Task requirements:
Determine the number of lines containing the word "styles". Reply with it and nothing else.

Supplied data:
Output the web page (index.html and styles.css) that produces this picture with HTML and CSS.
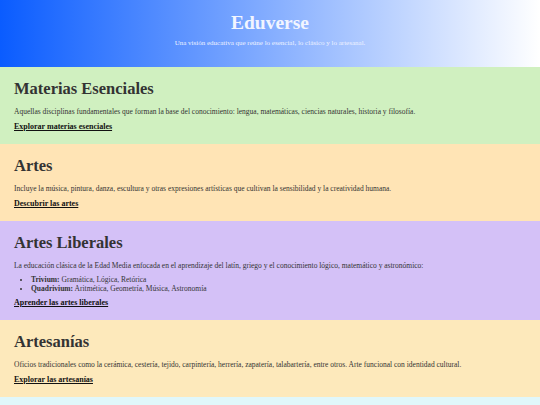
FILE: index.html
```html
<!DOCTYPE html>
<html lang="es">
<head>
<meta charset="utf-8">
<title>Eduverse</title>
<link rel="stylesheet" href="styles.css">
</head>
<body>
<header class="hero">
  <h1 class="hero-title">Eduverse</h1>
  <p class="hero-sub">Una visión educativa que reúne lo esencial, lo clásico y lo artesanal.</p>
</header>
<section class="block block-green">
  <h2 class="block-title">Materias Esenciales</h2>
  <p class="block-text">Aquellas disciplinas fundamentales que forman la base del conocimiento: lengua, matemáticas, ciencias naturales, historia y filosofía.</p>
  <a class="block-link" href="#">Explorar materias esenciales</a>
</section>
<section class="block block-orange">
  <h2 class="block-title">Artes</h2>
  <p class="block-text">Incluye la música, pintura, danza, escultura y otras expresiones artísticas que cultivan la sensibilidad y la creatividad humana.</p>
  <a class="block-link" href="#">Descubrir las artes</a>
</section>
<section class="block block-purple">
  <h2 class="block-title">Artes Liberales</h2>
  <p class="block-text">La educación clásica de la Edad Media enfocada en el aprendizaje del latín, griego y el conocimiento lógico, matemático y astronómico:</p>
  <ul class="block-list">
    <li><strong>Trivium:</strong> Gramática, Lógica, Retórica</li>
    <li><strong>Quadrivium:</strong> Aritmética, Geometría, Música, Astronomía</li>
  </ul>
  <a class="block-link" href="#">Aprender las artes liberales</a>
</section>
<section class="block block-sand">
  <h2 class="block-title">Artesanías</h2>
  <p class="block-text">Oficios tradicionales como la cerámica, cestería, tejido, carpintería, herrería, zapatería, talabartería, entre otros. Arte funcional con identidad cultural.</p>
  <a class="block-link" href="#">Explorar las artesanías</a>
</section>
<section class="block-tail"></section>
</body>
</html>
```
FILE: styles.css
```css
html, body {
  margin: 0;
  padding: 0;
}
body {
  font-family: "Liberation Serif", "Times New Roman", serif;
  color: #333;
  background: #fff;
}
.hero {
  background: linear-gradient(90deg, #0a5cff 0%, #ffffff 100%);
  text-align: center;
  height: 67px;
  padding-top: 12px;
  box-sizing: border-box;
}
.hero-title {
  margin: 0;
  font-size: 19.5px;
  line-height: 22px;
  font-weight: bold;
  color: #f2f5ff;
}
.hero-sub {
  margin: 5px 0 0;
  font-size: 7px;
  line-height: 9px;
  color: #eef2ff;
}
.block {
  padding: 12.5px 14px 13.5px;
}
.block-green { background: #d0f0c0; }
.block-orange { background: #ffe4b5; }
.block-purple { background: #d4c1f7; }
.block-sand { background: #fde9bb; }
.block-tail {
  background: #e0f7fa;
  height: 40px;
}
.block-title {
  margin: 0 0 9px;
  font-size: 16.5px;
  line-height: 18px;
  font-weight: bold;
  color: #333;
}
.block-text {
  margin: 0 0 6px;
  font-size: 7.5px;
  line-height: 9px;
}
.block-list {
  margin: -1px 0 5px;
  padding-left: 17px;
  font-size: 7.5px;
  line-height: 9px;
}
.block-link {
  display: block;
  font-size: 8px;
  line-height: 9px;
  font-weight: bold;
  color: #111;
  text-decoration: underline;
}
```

Response for this exercise:
3